For the saint, God is the one and only Beloved. Saints embrace God as the meaning of their everything. And they want to live for Him alone. Even married saints are like this: they clearly see that God is the one who gives them their spouse and their children—He is the ultimate source and loving presence that secures all of their relationships.
But we must admit, seen from a worldly perspective, the choice to follow God unreservedly, to give oneself over utterly to the Lord’s purposes, often looks like a dark and joyless path.
Consider Elizabeth Ann Seton’s decision to found the first congregation of women religious to originate on American soil, the Sisters of Charity of St. Joseph’s. Seen from the outside, everything was limiting. Elizabeth, a widow with five children, became poorer, had to work harder, and had fewer opportunities for her children, than she would have had she chosen differently. Still young, smart, and beautiful, Elizabeth could have found a good man, remarried, and recovered something of her former economic standard of living.

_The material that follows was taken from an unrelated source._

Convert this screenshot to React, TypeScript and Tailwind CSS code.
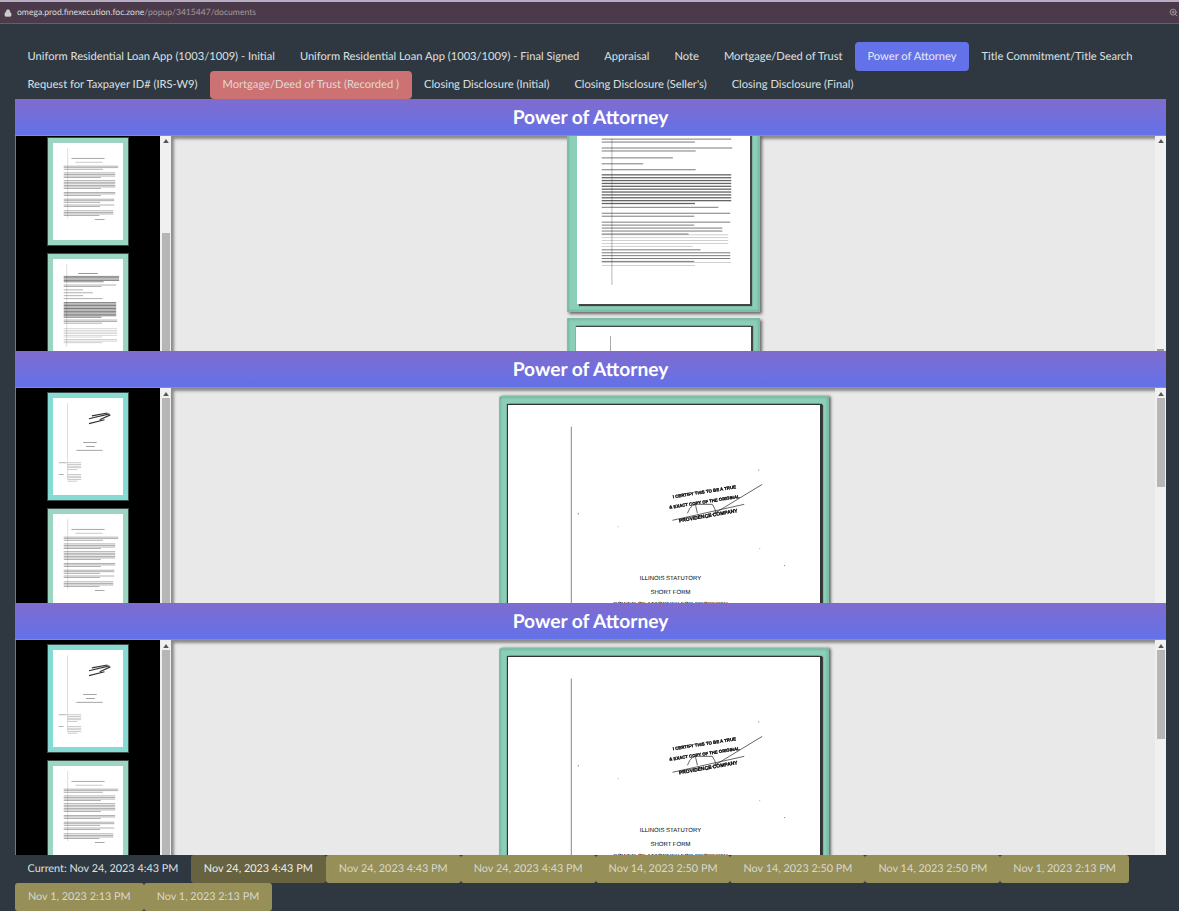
import React from 'react';
import { Lock, ZoomIn } from 'lucide-react';

const topTabs = [
  'Uniform Residential Loan App (1003/1009) - Initial',
  'Uniform Residential Loan App (1003/1009) - Final Signed',
  'Appraisal',
  'Note',
  'Mortgage/Deed of Trust',
  'Power of Attorney',
  'Title Commitment/Title Search',
  'Request for Taxpayer ID# (IRS-W9)',
  'Mortgage/Deed of Trust (Recorded )',
  'Closing Disclosure (Initial)',
  "Closing Disclosure (Seller's)",
  'Closing Disclosure (Final)',
];

const versions = [
  'Nov 24, 2023 4:43 PM',
  'Nov 24, 2023 4:43 PM',
  'Nov 24, 2023 4:43 PM',
  'Nov 14, 2023 2:50 PM',
  'Nov 14, 2023 2:50 PM',
  'Nov 14, 2023 2:50 PM',
  'Nov 1, 2023 2:13 PM',
  'Nov 1, 2023 2:13 PM',
  'Nov 1, 2023 2:13 PM',
];

// A block of illegible scanned lines: start x, start y, width, count, line step
function Para({ x, y, w, n, step, h = 1, o = 0.6 }: { x: number; y: number; w: number; n: number; step: number; h?: number; o?: number }) {
  return (
    <>
      {Array.from({ length: n }, (_, i) => (
        <rect key={i} x={x} y={y + i * step} width={i === n - 1 && n > 1 ? w * 0.72 : w} height={h} fill="#222" opacity={o} />
      ))}
    </>
  );
}

function LetterPreview() {
  return (
    <svg viewBox="0 0 72 99" className="block w-full h-full blur-[0.5px]">
      <rect x="15" y="5" width="0.5" height="72" fill="#bbb" />
      <Para x={19} y={15} w={34} n={1} step={3} h={0.8} o={0.5} />
      <Para x={23} y={19} w={28} n={1} step={3} h={0.7} o={0.35} />
      <Para x={11} y={23} w={56} n={3} step={1.6} h={0.8} o={0.45} />
      <Para x={11} y={30} w={53} n={4} step={1.6} h={0.8} o={0.45} />
      <Para x={11} y={38} w={53} n={6} step={1.6} h={0.8} o={0.45} />
      <Para x={11} y={50} w={53} n={3} step={1.6} h={0.8} o={0.45} />
      <Para x={11} y={57} w={52} n={3} step={1.6} h={0.8} o={0.45} />
      <Para x={11} y={63} w={52} n={2} step={1.6} h={0.8} o={0.45} />
      <Para x={11} y={69} w={51} n={4} step={1.6} h={0.8} o={0.45} />
      <Para x={43} y={78} w={10} n={1} step={3} h={0.8} o={0.5} />
    </svg>
  );
}

function DensePreview() {
  return (
    <svg viewBox="0 0 72 99" className="block w-full h-full blur-[0.5px]">
      <rect x="14" y="5" width="0.5" height="85" fill="#bbb" />
      <Para x={26} y={14} w={20} n={1} step={2} h={0.8} />
      <Para x={11} y={17} w={57} n={5} step={1.4} h={0.9} o={0.6} />
      <Para x={11} y={26} w={54} n={2} step={1.6} h={0.8} o={0.45} />
      <Para x={11} y={31} w={20} n={1} step={2} h={0.8} o={0.45} />
      <Para x={11} y={34} w={30} n={1} step={2} h={0.8} o={0.45} />
      <Para x={11} y={37} w={20} n={1} step={2} h={0.8} o={0.45} />
      <Para x={11} y={40} w={40} n={1} step={2} h={0.8} o={0.45} />
      <Para x={11} y={44} w={54} n={11} step={1.5} h={1} o={0.6} />
      <Para x={11} y={62} w={55} n={3} step={1.6} h={0.8} o={0.45} />
      <Para x={11} y={71} w={55} n={6} step={1.7} h={0.7} o={0.25} />
      <Para x={11} y={82} w={55} n={3} step={1.7} h={0.7} o={0.3} />
    </svg>
  );
}

function CoverPreview() {
  return (
    <svg viewBox="0 0 72 99" className="block w-full h-full blur-[0.4px]">
      <rect x="14.5" y="5" width="0.5" height="78" fill="#bbb" />
      <path d="M37 21 L58 16 M37 26 L53 22 M40 18 L56 15 M48 22 L59 17" stroke="#333" strokeWidth="1.2" />
      <Para x={31} y={45} w={14} n={1} step={2} h={0.7} />
      <Para x={34} y={49} w={9} n={1} step={2} h={0.7} />
      <Para x={24} y={53} w={27} n={1} step={2} h={0.7} />
      <Para x={6} y={66} w={8} n={1} step={2} h={0.6} />
      <Para x={15} y={66} w={14} n={5} step={1.7} h={0.6} o={0.4} />
      <Para x={6} y={78} w={5} n={1} step={2} h={0.6} />
      <Para x={15} y={78} w={14} n={5} step={1.7} h={0.6} o={0.4} />
    </svg>
  );
}

function Thumb({ tone, children }: { tone: string; children: React.ReactNode }) {
  return (
    <div className={`shrink-0 w-[82px] h-[109px] p-[5px] border border-[#3c4a48] ${tone}`}>
      <div className="w-full h-full bg-white">{children}</div>
    </div>
  );
}

function ArrowUp() {
  return (
    <svg viewBox="0 0 7 5" className="block w-[6px] h-[4px]">
      <path d="M3.5 0 L7 5 H0 Z" fill="#555" />
    </svg>
  );
}

function Scrollbar({ thumb, bottomArrow, arrowTop }: { thumb: string; bottomArrow?: boolean; arrowTop: string }) {
  return (
    <div className="relative shrink-0 w-[11px] h-full bg-[#f0f0f0] flex flex-col items-center overflow-hidden">
      <div className={`shrink-0 ${arrowTop}`}>
        <ArrowUp />
      </div>
      <div className={`shrink-0 w-[8px] bg-[#b6b6b6] ${thumb}`} />
      {bottomArrow && <div className="absolute bottom-0 w-[7px] h-[2px] bg-[#9a9a9a]" />}
    </div>
  );
}

function ScrolledPage() {
  return (
    <div className="flex flex-col items-center gap-[6px] -mt-[68px]">
      <div className="shrink-0 w-[193px] h-[244px] p-[9px] bg-[#8ccfb7] border border-[#7fbfa9] shadow-[2px_2px_3px_#666,inset_0_0_3px_#5f9f8a]">
        <div className="w-full h-[226px] bg-white shadow-[2px_2px_1px_#444]">
          <svg viewBox="0 0 175 226" className="block w-full h-full blur-[0.4px]">
            <rect x="35" y="60" width="0.7" height="148" fill="#999" />
            <Para x={25} y={60} w={131} n={2} step={3} />
            <Para x={25} y={69} w={132} n={2} step={3} />
            <Para x={25} y={79} w={72} n={1} step={3} />
            <Para x={25} y={85} w={42} n={1} step={3} />
            <Para x={25} y={91} w={95} n={1} step={3} />
            <Para x={25} y={96} w={131} n={11} step={2.9} h={1.3} o={0.7} />
            <Para x={25} y={129} w={118} n={1} step={3} />
            <Para x={25} y={135} w={130} n={2} step={3} />
            <Para x={25} y={144} w={130} n={2} step={3} />
            <Para x={25} y={150} w={122} n={3} step={3} />
            <Para x={25} y={157} w={128} n={5} step={2.9} h={0.7} o={0.3} />
            <Para x={25} y={172} w={100} n={1} step={3} />
            <Para x={25} y={175} w={130} n={4} step={2.9} />
            <Para x={25} y={185} w={131} n={2} step={3} h={0.7} o={0.3} />
          </svg>
        </div>
      </div>
      <div className="shrink-0 w-[193px] h-[244px] p-[8px] bg-[#8ccfb7] border border-[#7fbfa9] shadow-[2px_2px_3px_#666,inset_0_0_3px_#5f9f8a]">
        <div className="relative w-full h-[226px] bg-white shadow-[2px_-1px_1px_#444,0_-1px_1px_#444]">
          <div className="absolute left-[34px] top-[9px] w-[1px] h-[90px] bg-[#aaa]" />
        </div>
      </div>
    </div>
  );
}

function CoverPage() {
  return (
    <div className="mt-[8px] ml-[2px] shrink-0 w-[330px] h-[430px] p-[8px] bg-[#8ccfb7] border border-[#7fbfa9] rounded-[2px] shadow-[2px_0_3px_#666,inset_0_0_3px_#5f9f8a]">
      <div className="w-full h-[404px] bg-white shadow-[2px_-1px_1px_#333,3px_0_1px_#444,-1px_-1px_1px_#333]">
        <svg viewBox="0 0 313 404" className="block w-full h-full font-['Liberation_Sans',sans-serif] fill-black">
          <rect x="63" y="21" width="1" height="190" fill="#888" />
          <g className="blur-[0.25px]">
            <text x="197" y="88" fontSize="4.4" fontWeight="700" stroke="#000" strokeWidth="0.3" textAnchor="middle" transform="rotate(-9 197 86)">I CERTIFY THIS TO BE A TRUE</text>
            <text x="197" y="98" fontSize="4.3" fontWeight="700" stroke="#000" strokeWidth="0.3" textAnchor="middle" transform="rotate(-9 197 96)">&amp; EXACT COPY OF THE ORIGINAL</text>
            <text x="201" y="112" fontSize="5" fontWeight="700" stroke="#000" strokeWidth="0.3" textAnchor="middle" transform="rotate(-10 201 111)">PROVIDENCE COMPANY</text>
            <path d="M165 115 L237 99 M199 113 L255 79 M180 108 Q184 97 192 99 L205 99 Q208 103 209 109 M188 99 L190 108" stroke="#222" strokeWidth="0.7" fill="none" />
          </g>
          <rect x="251" y="64" width="1" height="1" fill="#777" />
          <rect x="70" y="108" width="1" height="1" fill="#555" />
          <rect x="110" y="121" width="1" height="1" fill="#aaa" />
          <rect x="252" y="143" width="1" height="1" fill="#aaa" />
          <rect x="277" y="160" width="1" height="1" fill="#777" />
          <text x="163" y="175" fontSize="6" textAnchor="middle">ILLINOIS STATUTORY</text>
          <text x="163" y="189" fontSize="6" textAnchor="middle">SHORT FORM</text>
          <text x="163" y="200.5" fontSize="6" textAnchor="middle">POWER OF ATTORNEY FOR PROPERTY</text>
        </svg>
      </div>
    </div>
  );
}

function Panel({ scrolled }: { scrolled?: boolean }) {
  return (
    <section className="h-[252px] flex flex-col">
      <h2 className="shrink-0 h-[37px] pt-[2px] flex items-center justify-center bg-gradient-to-b from-[#7f6bce] to-[#6371e9] border-b border-[#8b8fa8] text-white text-[19.2px] font-bold">
        Power of Attorney
      </h2>
      <div className="flex h-[215px] overflow-hidden">
        <div className={`shrink-0 w-[145px] bg-black border-l border-[#777] flex flex-col items-center gap-[7px] overflow-hidden ${scrolled ? 'pt-[1px]' : 'pt-[4px]'}`}>
          {scrolled ? (
            <>
              <Thumb tone="bg-[#9cd6c2]"><LetterPreview /></Thumb>
              <Thumb tone="bg-[#9cd6c2]"><DensePreview /></Thumb>
            </>
          ) : (
            <>
              <Thumb tone="bg-[#86dad4]"><CoverPreview /></Thumb>
              <Thumb tone="bg-[#9cd6c2]"><LetterPreview /></Thumb>
            </>
          )}
        </div>
        <Scrollbar
          arrowTop={scrolled ? 'mt-[3px]' : 'mt-[4px]'}
          thumb={scrolled ? 'mt-[90px] h-[120px]' : 'mt-[2px] h-[210px]'}
        />
        <div className="flex-1 min-w-0 bg-[#e9e9e9] flex flex-col items-center overflow-hidden shadow-[inset_3px_3px_3px_#8a8a8a]">
          {scrolled ? <ScrolledPage /> : <CoverPage />}
        </div>
        <Scrollbar
          bottomArrow={scrolled}
          arrowTop={scrolled ? 'mt-[3px]' : 'mt-[4px]'}
          thumb={scrolled ? 'h-0' : 'mt-[2px] h-[89px]'}
        />
      </div>
    </section>
  );
}

export default function App() {
  return (
    <div className="w-full h-[911px] overflow-hidden bg-[#2f3840] text-[#dde0e3] font-['Lato','Noto_Sans',sans-serif] [text-rendering:geometricPrecision]">
      <div className="h-[24px] flex items-center bg-[#4b3b4a] border-t-2 border-b border-t-[#b7aec6] border-b-[#6d5c67] pl-[4px] pr-[1px] text-[8.6px]">
        <Lock size={8} className="text-[#cfcfcf] mr-[5px]" fill="#cfcfcf" />
        <span className="text-[#dcdcdc]">omega.prod.finexecution.foc.zone</span>
        <span className="text-[#a3989f]">/popup/3415447/documents</span>
        <ZoomIn size={9} className="ml-auto text-[#b5adb3]" />
      </div>

      <nav className="flex flex-wrap px-[15px] pt-[18px] text-[11.15px]">
        {topTabs.map((tab) => (
          <a
            key={tab}
            className={`h-[28.5px] px-[12.5px] pt-[2px] flex items-center rounded-[4px] whitespace-nowrap ${
              tab === 'Power of Attorney' ? 'bg-[#6372e8] text-[#e8eaf5]' : ''
            } ${tab === 'Mortgage/Deed of Trust (Recorded )' ? 'bg-[#cd7272] text-[#e0d8d8]' : ''}`}
          >
            {tab}
          </a>
        ))}
      </nav>

      <main className="pl-[15px] pr-[13px]">
        <Panel scrolled />
        <Panel />
        <Panel />
      </main>

      <footer className="flex flex-wrap px-[15px] text-[10.85px]">
        <span className="h-[28px] px-[12.5px] pt-[1px] flex items-center whitespace-nowrap">Current: Nov 24, 2023 4:43 PM</span>
        {versions.map((date, i) => (
          <a
            key={i}
            className={`h-[28px] px-[13px] pt-[1px] flex items-center rounded-[3px] whitespace-nowrap ${
              i === 0 ? 'bg-[#676341] text-[#eeeeee]' : 'bg-[#968f57] text-[#d8d8d0]'
            }`}
          >
            {date}
          </a>
        ))}
      </footer>
    </div>
  );
}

But in the drama surrounding her husband’s death, Elizabeth had found the Lord, and he had become her Everything. So, when he called her, she answered, despite all the sacrifices that were required. She trusted Him.
The saint we celebrate on September 9, Blessed Frederic Ozanam, made a similar choice in his life. A man of great talents, Frederic decided to throw his lot in with the poor as the chief founder of the Society of Saint Vincent de Paul. He made this move apparently almost effortlessly, yet it changed his life—and, in fact, considerably shortened it.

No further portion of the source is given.